Tom, are you referring to the “condiments” that now accompany cheese (various jam-like things) or something else?

But I agree with Tom on good simple food with top wines; I have served many great wines with a leg of lamb or a simple fish dish. My sense is that there are plenty of combinations of typical foods from a region with the local wines that provide a good background for enjoying a fine wine.

There’s an asymmetry for me here: I really like great wine with inexpensive food. $100 wine with a good $12 pizza sounds great. But the other way around generally doesn’t work for me. If I’m having a great meal, I want a great wine. There are a couple $12 wines that might work (OK, well I can think of one), but generally not.

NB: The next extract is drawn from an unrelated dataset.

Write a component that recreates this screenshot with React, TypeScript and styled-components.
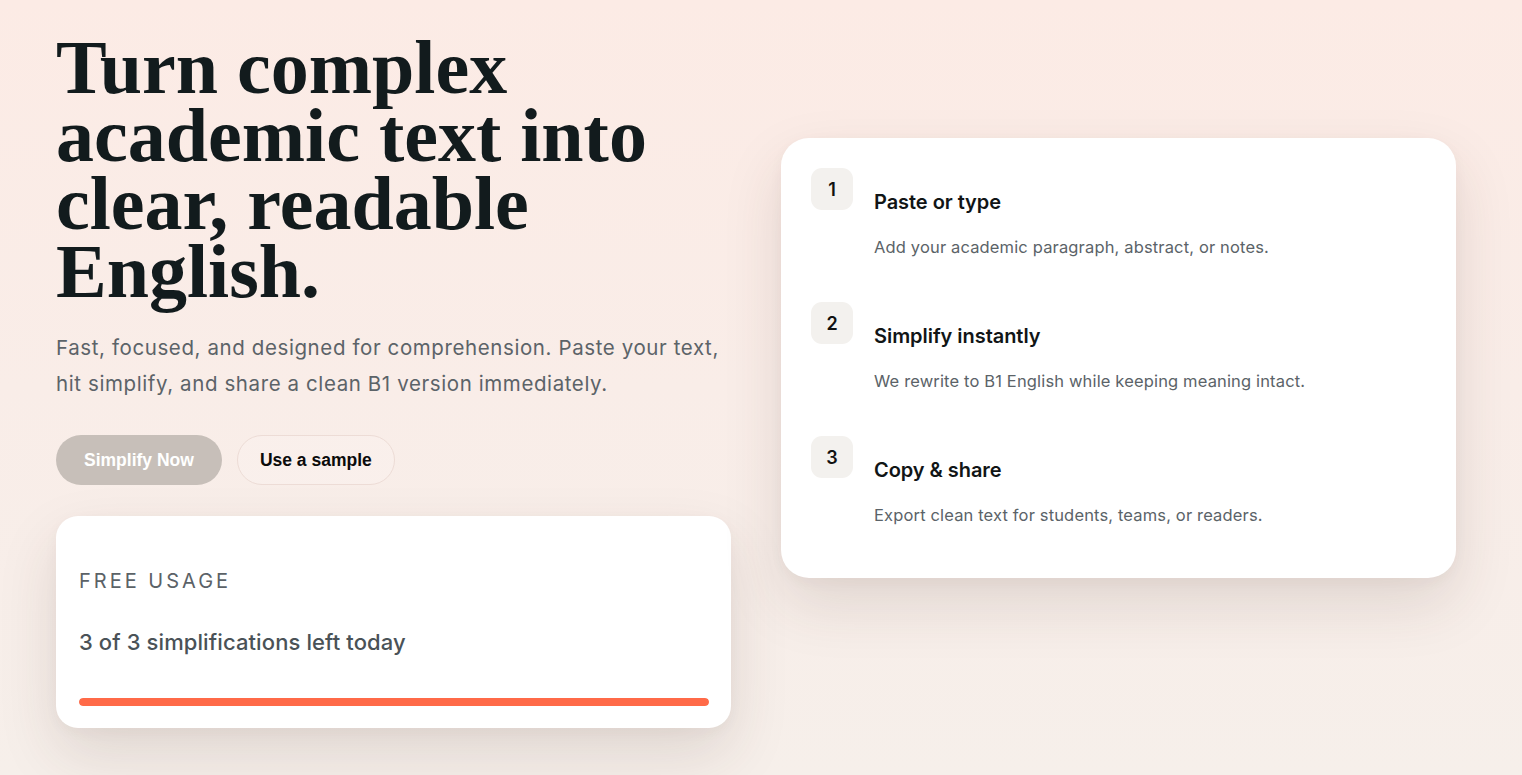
import React from "react";
import styled, { createGlobalStyle } from "styled-components";

const Global = createGlobalStyle`
  html, body { margin: 0; padding: 0; }
  body {
    background: linear-gradient(180deg, #fcebe5 0%, #f9ede8 50%, #f6efea 100%);
    min-height: 775px;
    font-family: "Inter", "Noto Sans", sans-serif;
  }
  * { box-sizing: border-box; }
`;

const Page = styled.main`
  min-height: 775px;
  padding: 33px 0 0 56px;
  display: grid;
  grid-template-columns: 675px 675px;
  column-gap: 50px;
  align-items: start;
`;

const Left = styled.section`
  display: flex;
  flex-direction: column;
`;

const Heading = styled.h1`
  margin: 0;
  font-family: "Liberation Serif", "Times New Roman", serif;
  font-weight: 700;
  font-size: 76px;
  line-height: 68px;
  color: #121b1d;
  letter-spacing: 0px;
`;

const Lead = styled.p`
  margin: 25px 0 0;
  font-size: 20.5px;
  line-height: 36px;
  color: #5c6368;
  letter-spacing: 0.6px;
`;

const Actions = styled.div`
  display: flex;
  gap: 15px;
  margin-top: 33px;
`;

const Button = styled.button<{ $primary?: boolean }>`
  height: 50px;
  border-radius: 25px;
  font-family: "Liberation Sans", Arial, sans-serif;
  font-weight: 700;
  font-size: 17.5px;
  cursor: pointer;
  padding: ${(p) => (p.$primary ? "0 28px" : "0 22px")};
  background: ${(p) => (p.$primary ? "#c7bfb9" : "rgba(255,255,255,0.15)")};
  color: ${(p) => (p.$primary ? "#ffffff" : "#0b0b0b")};
  border: ${(p) => (p.$primary ? "none" : "1px solid #eddcd6")};
`;

const Card = styled.div<{ $radius: number }>`
  background: #ffffff;
  border-radius: ${(p) => p.$radius}px;
  box-shadow: 0 26px 60px rgba(70, 50, 40, 0.13), 0 4px 14px rgba(70, 50, 40, 0.04);
`;

const UsageCard = styled(Card)`
  margin-top: 31px;
  padding: 51px 22px 22px 23px;
  display: flex;
  flex-direction: column;
`;

const UsageLabel = styled.div`
  font-size: 20px;
  line-height: 28px;
  letter-spacing: 3px;
  color: #5b6267;
  font-weight: 400;
`;

const UsageText = styled.div`
  margin-top: 32px;
  font-size: 22px;
  line-height: 30px;
  font-weight: 500;
  color: #4a5257;
  letter-spacing: 0.1px;
`;

const Track = styled.div`
  margin-top: 41px;
  height: 8px;
  border-radius: 4px;
  background: #f1ebe7;
  overflow: hidden;
`;

const Fill = styled.div`
  height: 100%;
  border-radius: 4px;
  background: #ff6a48;
`;

const StepsCard = styled(Card)`
  margin-top: 105px;
  padding: 30px 30px 32px 30px;
  display: flex;
  flex-direction: column;
  gap: 24px;
`;

const Step = styled.div`
  display: grid;
  grid-template-columns: 42px 1fr;
  column-gap: 21px;
`;

const Badge = styled.div`
  width: 42px;
  height: 42px;
  border-radius: 11px;
  background: #f3f1ee;
  display: flex;
  align-items: center;
  justify-content: center;
  font-size: 18px;
  font-weight: 600;
  color: #111;
`;

const StepBody = styled.div`
  padding-top: 22px;
  padding-bottom: 18px;
`;

const StepTitle = styled.h3`
  margin: 0;
  font-size: 20px;
  line-height: 24px;
  font-weight: 600;
  color: #111516;
  letter-spacing: -0.05px;
`;

const StepText = styled.p`
  margin: 20px 0 0;
  font-size: 16.5px;
  line-height: 26px;
  color: #5b6368;
  letter-spacing: 0.15px;
`;

const steps = [
  { n: 1, title: "Paste or type", text: "Add your academic paragraph, abstract, or notes." },
  { n: 2, title: "Simplify instantly", text: "We rewrite to B1 English while keeping meaning intact." },
  { n: 3, title: "Copy & share", text: "Export clean text for students, teams, or readers." },
];

export default function App() {
  const used = 3;
  const total = 3;
  return (
    <>
      <Global />
      <Page>
        <Left>
          <Heading>
            Turn complex
            <br />
            academic text into
            <br />
            clear, readable
            <br />
            English.
          </Heading>
          <Lead>
            Fast, focused, and designed for comprehension. Paste your text,
            <br />
            hit simplify, and share a clean B1 version immediately.
          </Lead>
          <Actions>
            <Button $primary>Simplify Now</Button>
            <Button>Use a sample</Button>
          </Actions>
          <UsageCard $radius={22}>
            <UsageLabel>FREE USAGE</UsageLabel>
            <UsageText>
              {used} of {total} simplifications left today
            </UsageText>
            <Track>
              <Fill style={{ width: `${(used / total) * 100}%` }} />
            </Track>
          </UsageCard>
        </Left>
        <StepsCard $radius={28}>
          {steps.map((s) => (
            <Step key={s.n}>
              <Badge>{s.n}</Badge>
              <StepBody>
                <StepTitle>{s.title}</StepTitle>
                <StepText>{s.text}</StepText>
              </StepBody>
            </Step>
          ))}
        </StepsCard>
      </Page>
    </>
  );
}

I think it’s because I can get lots of really interesting $15 meals that I’d want great wine with. I have much more trouble getting really interesting $15 wines that I’d want great food with.

A pound of grilled shrimp and some crusty bread don’t cost that much. Nor does a rind of epoisses. Or some oysters. Or a good pizza. I can make a wonderful meal out of any of that and would love great wine to go with it.

So I guess I agree on not splurging for great food with cheap wine, but I really don’t think you need to splurge on great food just because you’re drinking a great wine. Simple, inexpensive food can be great with great wine.

Cheers,
-Robert

I’m with Robert here. I like great wine with great food, and I also like great wine with “basic” food. I guess I just like great wine flirtysmile

Very often when I open what I think will be a truly great bottle, I prefer something simple (but excellent) so that it complements the wine nicely instead of trying to steal the show. A good, simple red meat dish is usually my favorite pairing for most red wines. With fish/seafood I always tend to go the extra mile because average fish is way worse than average meat. So great whites will usually be paired with really seafood or mushrooms meals.

I might also point out that a great pizza is to me at the level of pretty much any kind of supposedly “great food”, and I’d certainly have great, inexpensive pizza over overpriced “great food” any day of the week.